Definition
A coded radio pulse pair transmitted by an aircraft's DME (Distance Measuring Equipment) on a UHF frequency to a ground-based DME station, requesting a reply that the aircraft can use to calculate slant-range distance to the station.
Plain English
A signal the aircraft sends out to ask the ground station 'how far am I?' The ground station hears the signal and sends one back, and the aircraft uses the round-trip time to work out the distance.
Context Anchor
Seen in DME system descriptions, especially when explaining how the aircraft unit and the ground station work together to show distance.
Derivation
From the Latin 'interrogare,' meaning 'to question.' The aircraft is literally questioning the ground station -- 'how far am I from you?' -- and waiting for an answer.
Why Pilots Care
Without a properly transmitted interrogating signal, the DME cannot receive the return pulse needed to calculate and display distance to the station.
Analogy
It is like pressing a call button and waiting for an answer.

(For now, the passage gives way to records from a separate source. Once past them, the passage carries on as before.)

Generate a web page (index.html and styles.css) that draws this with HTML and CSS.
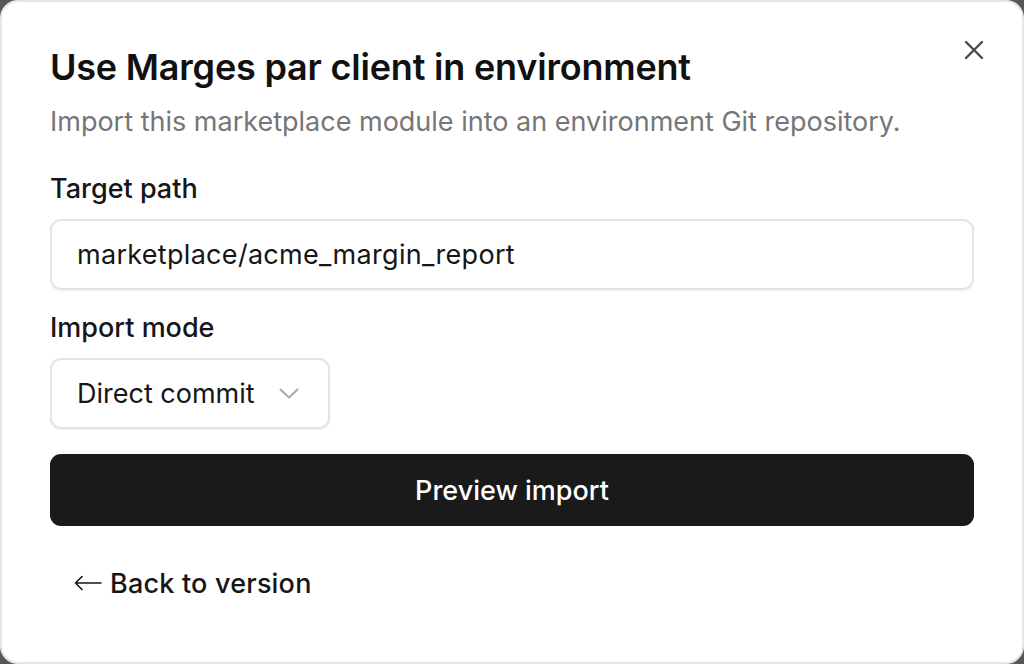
FILE: index.html
```html
<!DOCTYPE html>
<html lang="en">
<head>
  <meta charset="UTF-8" />
  <meta name="viewport" content="width=device-width, initial-scale=1.0" />
  <title>Use in environment</title>
  <link rel="stylesheet" href="styles.css">
</head>
<body>
  <div class="dialog">
    <button class="close" aria-label="Close">
      <svg width="20" height="20" viewBox="0 0 20 20" fill="none" stroke="currentColor" stroke-width="2.4" stroke-linecap="round">
        <path d="M2 2 L18 18 M18 2 L2 18" />
      </svg>
    </button>
    <h2 class="title">Use Marges par client in environment</h2>
    <p class="subtitle">Import this marketplace module into an environment Git repository.</p>

    <div class="field">
      <label class="label" for="path">Target path</label>
      <input class="input" id="path" type="text" value="marketplace/acme_margin_report">
    </div>

    <div class="field">
      <label class="label">Import mode</label>
      <div class="select">
        <span>Direct commit</span>
        <svg width="20" height="11" viewBox="0 0 20 11" fill="none" stroke="currentColor" stroke-width="2" stroke-linecap="round" stroke-linejoin="round">
          <path d="M1.5 1.5 L10 9.5 L18.5 1.5" />
        </svg>
      </div>
    </div>

    <button class="button-fill">Preview import</button>
    <button class="button-ghost">
      <svg width="28" height="16" viewBox="0 0 28 16" fill="none" stroke="currentColor" stroke-width="1.6" stroke-linecap="round" stroke-linejoin="round">
        <path d="M1.5 8 H27 M8 1.5 L1.5 8 L8 14.5" />
      </svg>
      <span>Back to version</span>
    </button>
  </div>
</body>
</html>
```

FILE: styles.css
```css
body {
  margin: 0;
  background-color: #575757;
  font-family: 'Inter', 'Noto Sans', sans-serif;
  overflow: hidden;
}

.dialog {
  position: relative;
  box-sizing: border-box;
  width: 1024px;
  height: 664px;
  background-color: #ffffff;
  border: 2px solid #e6e6e6;
  border-radius: 18px;
  padding: 44px 48px 0 48px;
  display: flex;
  flex-direction: column;
  align-items: flex-start;
}

.close {
  position: absolute;
  top: 36px;
  right: 36px;
  width: 24px;
  height: 24px;
  padding: 2px;
  border: none;
  background: transparent;
  color: #4a4a4a;
  cursor: pointer;
}

.title {
  margin: 0;
  font-size: 36px;
  line-height: 42px;
  font-weight: 600;
  color: #111111;
  letter-spacing: -0.2px;
}

.subtitle {
  margin: 18px 0 0 0;
  font-size: 27px;
  line-height: 32px;
  font-weight: 400;
  color: #767676;
}

.field {
  width: 100%;
  display: flex;
  flex-direction: column;
  align-items: flex-start;
  gap: 14px;
  margin-top: 35px;
}

.field + .field {
  margin-top: 22px;
}

.label {
  font-size: 27px;
  line-height: 32px;
  font-weight: 500;
  color: #161616;
}

.input, .select {
  box-sizing: border-box;
  height: 71px;
  border: 2px solid #e4e4e4;
  border-radius: 11px;
  background-color: #ffffff;
  box-shadow: 0 1px 2px rgba(0, 0, 0, 0.06);
  font-family: 'Inter', 'Noto Sans', sans-serif;
  font-size: 27px;
  color: #161616;
}

.input {
  width: 100%;
  padding: 0 25px;
  outline: none;
  letter-spacing: 0.3px;
}

.select {
  display: flex;
  align-items: center;
  gap: 24px;
  padding: 0 29px 0 25px;
}

.select svg {
  color: #a8a8a8;
}

.button-fill {
  width: 100%;
  height: 72px;
  margin-top: 25px;
  border: none;
  border-radius: 11px;
  background-color: #1a1a1a;
  color: #ffffff;
  font-family: 'Inter', 'Noto Sans', sans-serif;
  font-size: 27px;
  font-weight: 500;
  cursor: pointer;
}

.button-ghost {
  display: flex;
  align-items: center;
  gap: 8px;
  height: 70px;
  margin-top: 22px;
  padding: 0 24px;
  border: none;
  border-radius: 11px;
  background: transparent;
  color: #161616;
  font-family: 'Inter', 'Noto Sans', sans-serif;
  font-size: 27px;
  font-weight: 500;
  letter-spacing: 0.2px;
  cursor: pointer;
}
```
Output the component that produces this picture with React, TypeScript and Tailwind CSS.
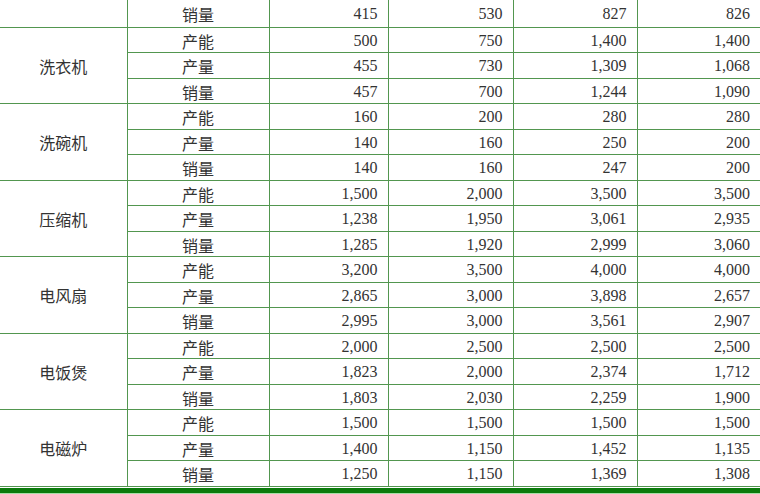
const groups: { name: string; rows: [string, string[]][] }[] = [
  {
    name: '洗衣机',
    rows: [
      ['产能', ['500', '750', '1,400', '1,400']],
      ['产量', ['455', '730', '1,309', '1,068']],
      ['销量', ['457', '700', '1,244', '1,090']],
    ],
  },
  {
    name: '洗碗机',
    rows: [
      ['产能', ['160', '200', '280', '280']],
      ['产量', ['140', '160', '250', '200']],
      ['销量', ['140', '160', '247', '200']],
    ],
  },
  {
    name: '压缩机',
    rows: [
      ['产能', ['1,500', '2,000', '3,500', '3,500']],
      ['产量', ['1,238', '1,950', '3,061', '2,935']],
      ['销量', ['1,285', '1,920', '2,999', '3,060']],
    ],
  },
  {
    name: '电风扇',
    rows: [
      ['产能', ['3,200', '3,500', '4,000', '4,000']],
      ['产量', ['2,865', '3,000', '3,898', '2,657']],
      ['销量', ['2,995', '3,000', '3,561', '2,907']],
    ],
  },
  {
    name: '电饭煲',
    rows: [
      ['产能', ['2,000', '2,500', '2,500', '2,500']],
      ['产量', ['1,823', '2,000', '2,374', '1,712']],
      ['销量', ['1,803', '2,030', '2,259', '1,900']],
    ],
  },
  {
    name: '电磁炉',
    rows: [
      ['产能', ['1,500', '1,500', '1,500', '1,500']],
      ['产量', ['1,400', '1,150', '1,452', '1,135']],
      ['销量', ['1,250', '1,150', '1,369', '1,308']],
    ],
  },
]

const cjk = "font-['Noto_Sans_CJK_SC',sans-serif]"
const num = "font-['Liberation_Serif',serif]"

function Values({ values }: { values: string[] }) {
  return (
    <>
      {values.map((v, i) => (
        <td
          key={i}
          className={`${num} pr-[10px] pt-[2px] text-right ${i < 3 ? 'border-r border-[#52964f]' : ''}`}
        >
          {v}
        </td>
      ))}
    </>
  )
}

export default function App() {
  return (
    <div className="w-[760px] h-[494px] overflow-hidden bg-white text-[16px] leading-none text-[#333]">
      <table className="w-[760px] table-fixed border-collapse">
        <colgroup>
          <col className="w-[127px]" />
          <col className="w-[142px]" />
          <col className="w-[119px]" />
          <col className="w-[125px]" />
          <col className="w-[124px]" />
          <col className="w-[123px]" />
        </colgroup>
        <tbody>
          <tr className="h-[27px] border-b border-[#52964f]">
            <td className="border-r border-[#52964f]" />
            <td className={`${cjk} text-center pt-[1px] border-r border-[#52964f]`}>销量</td>
            <Values values={['415', '530', '827', '826']} />
          </tr>
          {groups.map(g =>
            g.rows.map(([label, values], i) => (
              <tr key={g.name + label} className="h-[25.5px] border-b border-[#52964f]">
                {i === 0 && (
                  <td
                    rowSpan={3}
                    className={`${cjk} text-center pt-[1px] border-r border-[#52964f]`}
                  >
                    {g.name}
                  </td>
                )}
                <td className={`${cjk} text-center pt-[2px] border-r border-[#52964f]`}>
                  {label}
                </td>
                <Values values={values} />
              </tr>
            )),
          )}
        </tbody>
      </table>
      <div className="mt-[1px] h-[5px] bg-[#0b7a0b]" />
      <div className="h-[3px] bg-[#a6dea6]" />
    </div>
  )
}
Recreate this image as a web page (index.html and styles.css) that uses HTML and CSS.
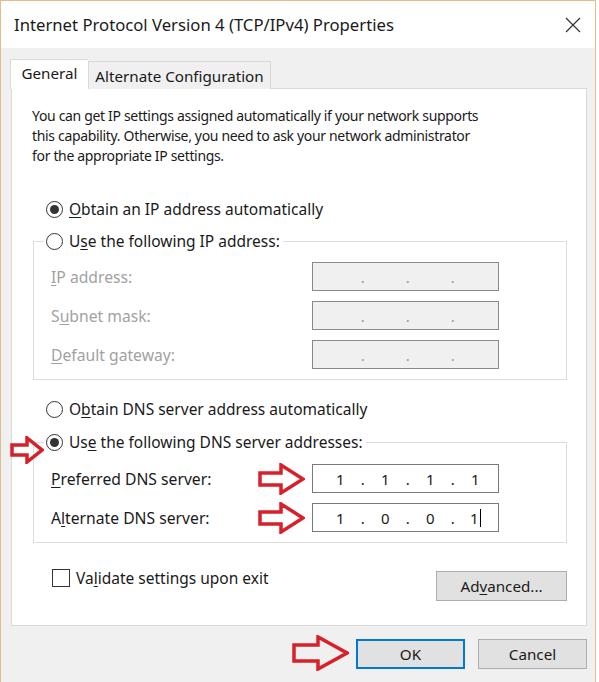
FILE: index.html
```html
<!DOCTYPE html>
<html lang="en">
<head>
    <meta charset="UTF-8">
    <title>Internet Protocol Version 4 (TCP/IPv4) Properties</title>
    <link rel="stylesheet" href="styles.css">
</head>
<body>
    <div class="window">
        <div class="titlebar">
            <span class="title">Internet Protocol Version 4 (TCP/IPv4) Properties</span>
            <svg class="close" width="16" height="16" viewBox="0 0 16 16">
                <path d="M1 1 L15 15 M15 1 L1 15" stroke="#333" stroke-width="1.2" fill="none"/>
            </svg>
        </div>

        <div class="client">
            <div class="tabs">
                <div class="tab active">General</div>
                <div class="tab">Alternate Configuration</div>
            </div>

            <div class="panel">
                <p class="intro">
                    You can get IP settings assigned automatically if your network supports<br>
                    this capability. Otherwise, you need to ask your network administrator<br>
                    for the appropriate IP settings.
                </p>

                <label class="radio checked radio-top">
                    <span class="radio-dot"></span><span><u>O</u>btain an IP address automatically</span>
                </label>

                <fieldset class="group group-ip">
                    <legend>
                        <label class="radio">
                            <span class="radio-dot"></span><span>U<u>s</u>e the following IP address:</span>
                        </label>
                    </legend>
                    <div class="row disabled">
                        <span class="row-label"><u>I</u>P address:</span>
                        <div class="ip-field"><span></span><span>.</span><span></span><span>.</span><span></span><span>.</span><span></span></div>
                    </div>
                    <div class="row disabled">
                        <span class="row-label">S<u>u</u>bnet mask:</span>
                        <div class="ip-field"><span></span><span>.</span><span></span><span>.</span><span></span><span>.</span><span></span></div>
                    </div>
                    <div class="row disabled">
                        <span class="row-label"><u>D</u>efault gateway:</span>
                        <div class="ip-field"><span></span><span>.</span><span></span><span>.</span><span></span><span>.</span><span></span></div>
                    </div>
                </fieldset>

                <label class="radio radio-dns">
                    <span class="radio-dot"></span><span>O<u>b</u>tain DNS server address automatically</span>
                </label>

                <fieldset class="group group-dns">
                    <legend>
                        <label class="radio checked">
                            <span class="radio-dot"></span><span>Us<u>e</u> the following DNS server addresses:</span>
                        </label>
                    </legend>
                    <div class="row">
                        <span class="row-label"><u>P</u>referred DNS server:</span>
                        <div class="ip-field"><span>1</span><span>.</span><span>1</span><span>.</span><span>1</span><span>.</span><span>1</span></div>
                    </div>
                    <div class="row">
                        <span class="row-label">A<u>l</u>ternate DNS server:</span>
                        <div class="ip-field"><span>1</span><span>.</span><span>0</span><span>.</span><span>0</span><span>.</span><span class="caret">1</span></div>
                    </div>
                </fieldset>

                <div class="panel-foot">
                    <label class="check">
                        <span class="check-box"></span><span>Va<u>l</u>idate settings upon exit</span>
                    </label>
                    <button class="btn btn-advanced">Ad<u>v</u>anced...</button>
                </div>
            </div>

            <div class="dialog-buttons">
                <button class="btn btn-default">OK</button>
                <button class="btn">Cancel</button>
            </div>
        </div>

        <!-- red annotation arrows -->
        <svg class="arrow arrow-radio" width="34" height="28" viewBox="0 0 34 28">
            <path d="M2 9 H17 V2 L32 14 L17 26 V19 H2 Z"/>
        </svg>
        <svg class="arrow arrow-dns1" width="47" height="32" viewBox="0 0 47 32">
            <path d="M2 10 H23 V2 L45 16 L23 30 V22 H2 Z"/>
        </svg>
        <svg class="arrow arrow-dns2" width="47" height="32" viewBox="0 0 47 32">
            <path d="M2 10 H23 V2 L45 16 L23 30 V22 H2 Z"/>
        </svg>
        <svg class="arrow arrow-ok" width="57" height="36" viewBox="0 0 57 36">
            <path d="M2 10 H26 V2 L55 18 L26 34 V26 H2 Z"/>
        </svg>
    </div>
</body>
</html>
```

FILE: styles.css
```css
* {
    margin: 0;
    padding: 0;
    box-sizing: border-box;
}

body {
    width: 599px;
    height: 682px;
    overflow: hidden;
    background: #fff;
    font-family: "Noto Sans", "Open Sans", sans-serif;
    font-size: 15.5px;
    color: #1a1a1a;
}

u {
    text-decoration-thickness: 1px;
    text-underline-offset: 2px;
}

.window {
    position: relative;
    width: 596px;
    height: 682px;
    border: 1px solid #e2bd8a;
    border-bottom: none;
    background: #f0f0f0;
    display: flex;
    flex-direction: column;
}

.titlebar {
    height: 47px;
    background: #fff;
    display: flex;
    align-items: center;
    justify-content: space-between;
    padding: 0 14px 0 13px;
}

.title {
    font-size: 16.7px;
    color: #1a1a1a;
}

.client {
    flex: 1;
    display: flex;
    flex-direction: column;
    padding: 11px 8px 0 10px;
}

/* Tabs */
.tabs {
    display: flex;
    align-items: flex-end;
    height: 30px;
    margin-bottom: -1px;
    position: relative;
    z-index: 1;
}

.tab {
    width: 183px;
    height: 28px;
    border: 1px solid #d9d9d9;
    border-bottom: none;
    background: #f0f0f0;
    display: flex;
    align-items: center;
    justify-content: center;
    font-size: 15.2px;
}

.tab.active {
    width: 78px;
    height: 30px;
    margin-left: -1px;
    background: #fff;
    border-right: none;
    padding-bottom: 3px;
}

.panel {
    height: 538px;
    background: #fff;
    border: 1px solid #d9d9d9;
    padding-top: 17px;
    display: flex;
    flex-direction: column;
}

.intro {
    margin-left: 20px;
    line-height: 20px;
    font-size: 14px;
    letter-spacing: -0.33px;
}

/* Radio buttons */
.radio {
    display: flex;
    align-items: center;
    gap: 6px;
    height: 20px;
    white-space: nowrap;
}

.radio-dot {
    width: 17px;
    height: 17px;
    border: 1px solid #333;
    border-radius: 50%;
    background: #fff;
    display: flex;
    align-items: center;
    justify-content: center;
}

.radio.checked .radio-dot::after {
    content: "";
    width: 9px;
    height: 9px;
    border-radius: 50%;
    background: #333;
}

.radio-top {
    margin: 33px 0 0 34px;
}

.radio-dns {
    margin: 19px 0 0 34px;
}

/* Group boxes */
.group {
    margin: 12px 19px 0 21px;
    border: 1px solid #dcdcdc;
    padding: 11px 67px 10px 17px;
    display: flex;
    flex-direction: column;
    gap: 10px;
}

.group-dns {
    margin-top: 13px;
    padding-top: 12px;
}

.group legend {
    margin-left: -7px;
    padding: 0 3px 0 2px;
    background: #fff;
}

.row {
    display: flex;
    align-items: center;
    justify-content: space-between;
    height: 29px;
    font-size: 15.7px;
}

.row.disabled .row-label {
    color: #a2a2a2;
}

.ip-field {
    width: 187px;
    height: 29px;
    border: 1px solid #7a7a7a;
    background: #fff;
    padding-left: 16px;
    display: grid;
    grid-template-columns: repeat(7, 22.5px);
    align-items: center;
    justify-items: center;
    font-size: 15px;
    color: #1a1a1a;
}

.row.disabled .ip-field {
    background: #f0f0f0;
    border-color: #8a8a8a;
    color: #9a9a9a;
}

.caret {
    border-right: 1px solid #000;
    padding-right: 1px;
    line-height: 18px;
}

/* Footer of the tab panel */
.panel-foot {
    margin-top: 28px;
    padding: 0 19px 0 40px;
    display: flex;
    justify-content: space-between;
    align-items: flex-start;
}

.check {
    display: flex;
    align-items: center;
    gap: 6px;
    height: 20px;
    margin-top: -3px;
}

.check-box {
    width: 18px;
    height: 18px;
    border: 1px solid #333;
    background: #fff;
}

.btn {
    width: 109px;
    height: 30px;
    border: 1px solid #adadad;
    background: #e1e1e1;
    font-family: inherit;
    font-size: 15.2px;
    color: #1a1a1a;
}

.btn-advanced {
    width: 131px;
}

.btn-default {
    border: 2px solid #0078d7;
}

.dialog-buttons {
    margin-top: 13px;
    display: flex;
    justify-content: flex-end;
    gap: 13px;
}

/* Annotation arrows */
.arrow {
    position: absolute;
}

.arrow path {
    fill: none;
    stroke: #d7202a;
    stroke-width: 3.5;
    stroke-linejoin: miter;
}

.arrow-radio {
    left: 9px;
    top: 435px;
}

.arrow-dns1 {
    left: 257px;
    top: 462px;
}

.arrow-dns2 {
    left: 257px;
    top: 501px;
}

.arrow-ok {
    left: 291px;
    top: 634px;
}
```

The DME does not care what the answer says; it cares how long the answer takes to come back.
Intuition Check
Do not read “interrogating” as a person asking a spoken question. Here it means an aircraft radio signal that triggers an automatic reply from a DME ground station.
Example Sentence 1
The aircraft's DME sends out an interrogating signal, and the ground station replies on a different frequency.
Example Sentence 2
If the interrogating signal is blocked by terrain, the cockpit DME display will show dashes instead of a distance.